- Items -
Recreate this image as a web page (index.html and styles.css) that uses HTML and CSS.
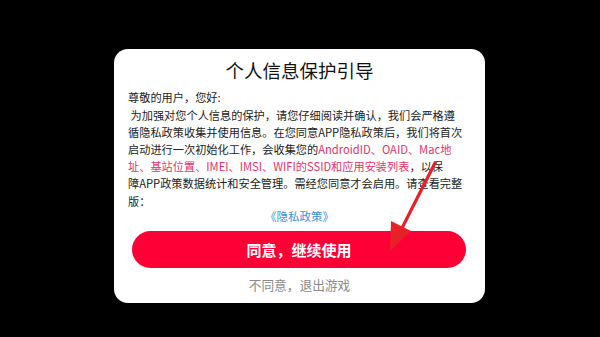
FILE: index.html
```html
<!DOCTYPE html>
<html lang="zh-CN">
<head>
<meta charset="utf-8">
<title>个人信息保护引导</title>
<link rel="stylesheet" href="styles.css">
</head>
<body>
<div class="screen">
  <div class="card">
    <div class="title">个人信息保护引导</div>
    <div class="body">
      尊敬的用户，您好:<br>
      &nbsp;为加强对您个人信息的保护，请您仔细阅读并确认，我们会严格遵<br>
      循隐私政策收集并使用信息。在您同意APP隐私政策后，我们将首次<br>
      启动进行一次初始化工作，会收集您的<span class="hl">AndroidID、OAID、Mac地</span><br>
      <span class="hl">址、基站位置、IMEI、IMSI、WIFI的SSID和应用安装列表</span>，以保<br>
      障APP政策数据统计和安全管理。需经您同意才会启用。请查看完整<br>
      版：
    </div>
    <div class="link">《隐私政策》</div>
    <button class="agree">同意，继续使用</button>
    <div class="refuse">不同意，退出游戏</div>
  </div>
  <svg class="arrow" width="600" height="337" viewBox="0 0 600 337">
    <line x1="435" y1="163" x2="402" y2="228" stroke="#e8202a" stroke-width="3.2" stroke-linecap="round"/>
    <polygon points="390,251 391,221 411,231" fill="#e8202a"/>
  </svg>
</div>
</body>
</html>
```

FILE: styles.css
```css
html, body {
  margin: 0;
  padding: 0;
  background: #000;
}
.screen {
  position: relative;
  width: 600px;
  height: 337px;
  background: #000;
  padding: 49px 0 0 114px;
  box-sizing: border-box;
  font-family: "Noto Sans CJK SC", "Noto Sans", sans-serif;
}
.card {
  width: 371px;
  height: 254px;
  box-sizing: border-box;
  background: #fff;
  border-radius: 14px;
  padding: 8px 0 8px 0;
  display: flex;
  flex-direction: column;
}
.title {
  text-align: center;
  font-size: 18.5px;
  line-height: 26px;
  color: #111;
  height: 26px;
}
.body {
  margin-top: 6.4px;
  padding-left: 14px;
  font-size: 11.2px;
  line-height: 17.2px;
  color: #222;
  white-space: nowrap;
}
.hl {
  color: #e5336a;
}
.link {
  text-align: center;
  font-size: 11.5px;
  line-height: 12px;
  height: 12px;
  color: #3b8fdc;
}
.agree {
  margin: 9.2px 0 0 18px;
  width: 334px;
  height: 37px;
  border: none;
  border-radius: 19px;
  background: #ff0036;
  color: #fff;
  font-family: inherit;
  font-size: 15px;
  font-weight: 700;
  padding: 0;
  cursor: pointer;
}
.refuse {
  margin-top: 7px;
  text-align: center;
  font-size: 12.7px;
  line-height: 20px;
  color: #8a8a8a;
}
.arrow {
  position: absolute;
  left: 0;
  top: 0;
  pointer-events: none;
}
```
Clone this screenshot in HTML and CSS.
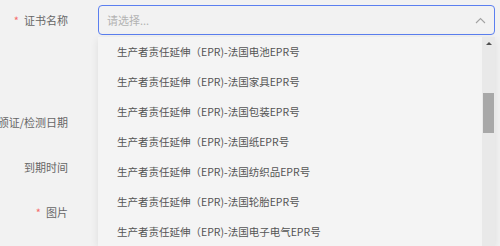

- Aim -
Every line of the listing that holds "index" should be found and copied.

- Solved problem -
Recreate this image as a web page (index.html and styles.css) that uses HTML and CSS.
FILE: index.html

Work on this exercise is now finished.